While human outbreaks of Ebola hemorrhagic fever have been confined to Africa, Ebola virus infections in bats, the presumed natural reservoir of the virus, have also been detected in Europe and Asia.
Ebola virus infection has also been reported in domestic pigs in Southeast Asia.
The high lethality of the disease, combined with its short incubation period and the lack of vaccines or effective treatments, makes Ebola virus a significant public health threat as well as a potentially devastating biological weapon.
Efforts to develop a vaccine against Ebola virus have met with limited success, and it is likely that the virus employs complex immune evasion mechanisms that present unique challenges for vaccine design. Understanding these evasion mechanisms is a critical first step in developing an effective vaccine.
In this study, published in PLoS Pathogens, the authors examined the role of a protein secreted in large quantities by Ebola virus-infected cells. The protein shares regions with a membrane protein that the virus expresses on its surface and uses to initiate the infection process.
The authors studied antibodies generated by immunizing mice with the viral surface protein and/or the secreted protein. They determined that the secreted protein can selectively drive induction of antibody responses to itself and also compete for antibodies to the viral surface protein that would otherwise bind to and inactivate the virus.
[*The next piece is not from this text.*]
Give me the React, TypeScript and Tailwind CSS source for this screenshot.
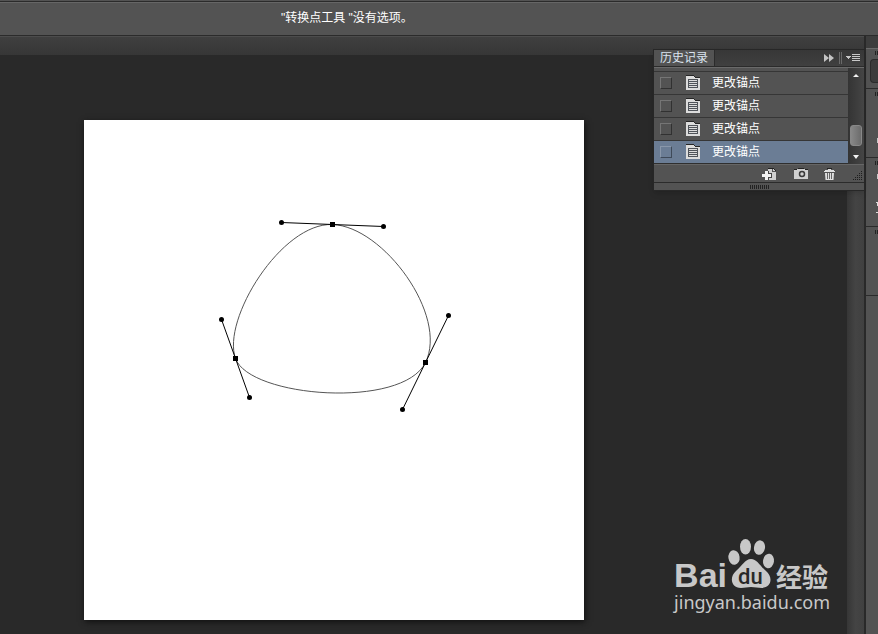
import { useState } from 'react'

const historyStates = [
  { id: 1, name: '更改锚点' },
  { id: 2, name: '更改锚点' },
  { id: 3, name: '更改锚点' },
  { id: 4, name: '更改锚点' },
]

// Anchor points of the path, each with its two direction handles
const anchors = [
  { x: 248, y: 104, a: [197, 102], b: [299, 106] },
  { x: 341, y: 242, a: [364, 195], b: [318, 289] },
  { x: 151, y: 238, a: [165, 277], b: [137, 199] },
]

function StateIcon() {
  return (
    <svg width="14" height="16" viewBox="0 0 14 16" shapeRendering="crispEdges" aria-hidden="true">
      <path d="M0 0h8v1h1v1h5v1H0z" fill="#262626" />
      <path d="M0 1h8v1h1v1h5v12H0z" fill="#dcdcdc" />
      <path d="M2 4h10v9H2z" fill="#50545a" />
      <path d="M3 5h8v1H3zM3 7h8v1H3zM3 9h8v1H3zM3 11h8v1H3z" fill="#dcdcdc" />
    </svg>
  )
}

function NewDocumentIcon() {
  return (
    <svg width="15" height="12" viewBox="0 0 15 12" shapeRendering="crispEdges" aria-hidden="true">
      <path d="M6 0h6v1H6zM12 1h1v1h-1zM13 2h1v1h-1z" fill="#222" />
      <path d="M6 1h4v3h4v8H6z" fill="#d0d0d0" />
      <path d="M11 1h1v1h1v1h-2z" fill="#d0d0d0" />
      <path d="M3 3h4v2h3v5H7v2H3z" fill="#444" />
      <path d="M3 3h3v3h3v3H6v3H3V9H0V6h3z" fill="#f2f2f2" />
    </svg>
  )
}

function CameraIcon() {
  return (
    <svg width="14" height="11" viewBox="0 0 14 11" aria-hidden="true">
      <path d="M0 1h4V0h6v1h4v10H0z" fill="#d0d0d0" />
      <path d="M4 0h6v1H4zM0 1h3v1H0zM11 1h3v1h-3z" fill="#222" />
      <circle cx="8" cy="6" r="2.500" fill="#d0d0d0" stroke="#3a3a3a" strokeWidth="1.500" />
    </svg>
  )
}

function TrashIcon() {
  return (
    <svg width="11" height="12" viewBox="0 0 11 12" aria-hidden="true">
      <path d="M3 0h5v1H3z" fill="#222" />
      <path d="M4 1h3v1h3v1h1v1H0V3h1V2h3z" fill="#e0e0e0" />
      <path d="M1 5h9l-.5 7h-8z" fill="#e0e0e0" />
      <path d="M3 5h1v6H3zM5 5h1v6H5zM7 5h1v6H7z" fill="#666" />
    </svg>
  )
}

function ResizeGrip() {
  return (
    <svg width="10" height="10" viewBox="0 0 10 10" shapeRendering="crispEdges" aria-hidden="true">
      <path
        d="M8 0h1v1H8zM6 2h1v1H6zM8 2h1v1H8zM4 4h1v1H4zM6 4h1v1H6zM8 4h1v1H8zM2 6h1v1H2zM4 6h1v1H4zM6 6h1v1H6zM8 6h1v1H8zM0 8h1v1H0zM2 8h1v1H2zM4 8h1v1H4zM6 8h1v1H6zM8 8h1v1H8z"
        fill="#1e1e1e"
      />
    </svg>
  )
}

function HistoryPanel() {
  const [current, setCurrent] = useState(4)
  const [source, setSource] = useState(0)

  return (
    <section
      aria-label="历史记录"
      className="absolute top-[49px] right-[13px] w-[212px] border border-[#272727] bg-[#535353] shadow-md"
    >
      {/* Tab bar */}
      <div className="flex h-[17px] items-stretch border-b border-[#2b2b2b] bg-linear-to-b from-[#373737] to-[#404040]">
        <button className="w-[61px] border-r border-[#2b2b2b] bg-[#535353] text-center text-[12px] leading-[16px] text-[#dbe4ef]">
          历史记录
        </button>
        <div className="flex flex-1 items-center justify-end gap-1 pr-1">
          <button aria-label="折叠" className="mr-px">
            <svg width="10" height="8" viewBox="0 0 10 8">
              <path d="M0 0l5 4-5 4zM5 0l5 4-5 4z" fill="#c4c4c4" />
            </svg>
          </button>
          <span className="h-3 w-[3px] border-x border-[#6a6a6a]" />
          <button aria-label="面板菜单">
            <svg width="14" height="8" viewBox="0 0 14 8" shapeRendering="crispEdges">
              <path d="M0 2h5v1H4v1H3v1H2V4H1V3H0zM6 0h8v1H6zM6 2h8v1H6zM6 4h8v1H6zM6 6h8v1H6z" fill="#c8c8c8" />
            </svg>
          </button>
        </div>
      </div>

      {/* State list */}
      <div className="flex border-t border-[#6a6a6a]">
        <ul className="flex-1 border-b border-[#2f2f2f] pt-[3px]">
          {historyStates.map((state) => (
            <li
              key={state.id}
              className={`flex h-[23px] items-center border-t border-[#363636] pl-[6px] ${
                state.id === current ? 'bg-[#6b7d95]' : 'bg-[#535353]'
              }`}
            >
              <input
                type="checkbox"
                aria-label={`历史记录画笔的源 ${state.id}`}
                checked={source === state.id}
                onChange={() => setSource(source === state.id ? 0 : state.id)}
                className="size-3 appearance-none border border-t-white/20 border-r-black/40 border-b-black/40 border-l-white/20 checked:bg-white/30"
              />
              <button
                onClick={() => setCurrent(state.id)}
                className="flex flex-1 items-center gap-3 pl-[14px] text-[12px] leading-[22px] text-white"
              >
                <StateIcon />
                {state.name}
              </button>
            </li>
          ))}
        </ul>
        <div className="flex w-4 flex-col items-center bg-linear-to-r from-[#343434] to-[#454545] pt-[6px] pb-[5px]">
          <svg width="6" height="4" viewBox="0 0 6 4">
            <path d="M3 0l3 3H0z" fill="#f2f2f2" />
          </svg>
          <div className="mt-auto mb-[9px] h-[21px] w-3 rounded-[3px] border border-[#888] bg-linear-to-r from-[#888] to-[#6c6c6c]" />
          <svg width="6" height="4" viewBox="0 0 6 4">
            <path d="M0 0h6L3 4z" fill="#f2f2f2" />
          </svg>
        </div>
      </div>

      {/* Actions */}
      <div className="flex h-[18px] items-center justify-end border-t border-[#666]">
        <button aria-label="从当前状态创建新文档" className="mr-[17px]">
          <NewDocumentIcon />
        </button>
        <button aria-label="创建新快照" className="mr-4">
          <CameraIcon />
        </button>
        <button aria-label="删除当前状态" className="mr-[18px]">
          <TrashIcon />
        </button>
        <span className="mt-[5px] mr-px">
          <ResizeGrip />
        </span>
      </div>
      <div className="flex h-2 items-center justify-center border-t border-[#2b2b2b]">
        <svg width="19" height="4" viewBox="0 0 19 4" shapeRendering="crispEdges" aria-hidden="true">
          <path d="M0 2h19" stroke="#222" strokeWidth="4" strokeDasharray="1 1" />
        </svg>
      </div>
    </section>
  )
}

function PathDrawing() {
  return (
    <svg width="500" height="500" viewBox="-0.5 -0.5 500 500" aria-label="路径">
      <path
        d="M151 238C137 199 197 102 248 104C299 106 364 195 341 242C318 289 165 277 151 238Z"
        fill="none"
        stroke="#555"
        strokeWidth="1"
      />
      {anchors.map((p) => (
        <g key={p.x}>
          <path d={`M${p.a[0]} ${p.a[1]}L${p.x} ${p.y}L${p.b[0]} ${p.b[1]}`} fill="none" stroke="#000" />
          <circle cx={p.a[0]} cy={p.a[1]} r="2.5" />
          <circle cx={p.b[0]} cy={p.b[1]} r="2.5" />
          <rect x={p.x - 2.5} y={p.y - 2.5} width="5" height="5" />
        </g>
      ))}
    </svg>
  )
}

function DockGrip() {
  return (
    <svg width="3" height="4" viewBox="0 0 3 4" shapeRendering="crispEdges" className="ml-auto" aria-hidden="true">
      <path d="M0 0h1v4H0zM2 0h1v4H2z" fill="#222" />
    </svg>
  )
}

// Collapsed tool dock, cut off by the window edge
function Dock() {
  return (
    <aside className="flex w-[14px] shrink-0 flex-col border-l-2 border-[#292929] bg-[#535353]">
      <div className="h-3 bg-[#3d3d3d]" />
      <div className="h-10 border-t border-[#6a6a6a] pt-[2px]">
        <DockGrip />
        <div className="mt-1 ml-1 h-6 rounded-l-sm border border-r-0 border-[#2b2b2b] bg-[#3c3c3c]" />
      </div>
      <div className="h-[69px] border-t border-[#2b2b2b] pt-[3px]">
        <DockGrip />
        <div className="mt-[42px] ml-auto h-[5px] w-px bg-[#c8c8c8]" />
      </div>
      <div className="h-[69px] border-t border-[#2b2b2b] pt-[3px]">
        <DockGrip />
        <div className="mt-[9px] ml-auto h-[5px] w-px bg-[#c8c8c8]" />
        <svg width="2" height="13" viewBox="0 0 2 13" className="mt-[22px] ml-auto" aria-hidden="true">
          <path d="M0 1h2v1H0zM1 2h1v3H1zM0 11h2v1H0z" fill="#dcdcdc" />
        </svg>
      </div>
      <div className="h-[69px] border-t border-[#2b2b2b] pt-[3px]">
        <DockGrip />
      </div>
      <div className="flex-1 border-t border-[#2b2b2b]" />
    </aside>
  )
}

function Watermark() {
  return (
    <div className="absolute right-[48px] bottom-[22px] text-[#c8c8c8]">
      <div className="flex items-baseline font-bold">
        <span className="text-[34px] leading-[28px]">Bai</span>
        <svg width="48" height="48" viewBox="0 0 48 48" className="ml-px shrink-0 overflow-visible" aria-label="du">
          <g fill="#c8c8c8">
            <ellipse cx="6" cy="18.500" rx="5.600" ry="7.300" transform="rotate(-8 6 18.5)" />
            <ellipse cx="17.500" cy="7.800" rx="5.500" ry="7.700" />
            <ellipse cx="31.500" cy="8.600" rx="5.500" ry="7.300" transform="rotate(10 31.5 8.6)" />
            <ellipse cx="40.500" cy="22" rx="5.500" ry="7.300" transform="rotate(8 40.5 22)" />
            <path d="M23 20C17 20 14 27 8 32C1 38 3 49 13 49C17 49 19 48 23 48C27 48 30 49 34 49C44 48 45 38 38 32C32 27 29 20 23 20Z" />
          </g>
          <text x="10" y="45" fontFamily="Roboto, sans-serif" fontWeight="500" fontSize="22" fill="#292929">
            du
          </text>
        </svg>
        <span className="text-[26px] leading-[28px]">经验</span>
      </div>
      <p className="font-['Noto_Sans',sans-serif] text-[18px] leading-5">jingyan.baidu.com</p>
    </div>
  )
}

export default function App() {
  return (
    <div className="relative flex min-h-screen flex-col overflow-hidden bg-[#292929] font-['Liberation_Sans','Noto_Sans_CJK_SC',sans-serif]">
      {/* Options bar */}
      <header className="border-b border-[#2b2b2b] bg-[#535353] pt-px">
        <div className="h-[34px] border-t border-[#2b2b2b]">
          <p className="border-t border-[#666] pl-[281px] text-[12px] leading-[30px] text-white">
            "转换点工具 "没有选项。
          </p>
        </div>
      </header>

      <div className="flex flex-1">
        <div className="flex min-w-0 flex-1 flex-col">
          {/* Document tab strip */}
          <div className="h-[19px] border-t border-[#4c4c4c] bg-linear-to-b from-[#3f3f3f] to-[#363636]" />
          <div className="flex flex-1">
            <main className="min-w-0 flex-1 pt-[65px] pb-[14px] pl-[84px]">
              <div className="w-[500px] bg-white shadow-[1px_2px_6px_#111]">
                <PathDrawing />
              </div>
            </main>
            <div className="w-[17px] shrink-0 bg-linear-to-r from-[#363636] via-[#444] to-[#404040]" />
          </div>
        </div>
        <Dock />
      </div>

      <HistoryPanel />
      <Watermark />
    </div>
  )
}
Gopi Mohan, a graduate student at Emory University is first author of the paper. Richard Compans, professor of microbiology and immunology, led the research along with assistant professor Chinglai Yang.
“Our findings provide an explanation for the lack of protective antibodies against the viral surface protein in patients who have survived Ebola virus infection,” says Yang.
“We hypothesize that the secreted protein allows the virus to subvert the host antibody response in vivo, and that this may enable the virus to cause repeated or sustained infection in its natural reservoir.”
The results suggest that immunity induced by a vaccine may need to reach a sufficient threshold to effectively neutralize all the incoming virus to protect against Ebola virus infection.
These findings raise new challenges for Ebola vaccine design, as vaccines will probably have to be tailored to overcome or avoid the ability of the secreted decoy protein to interfere with host antibodies.
Such approaches could enable the development of more efficacious vaccines to prevent Ebola virus infection.
The study is supported by grants from the National Institutes of Health.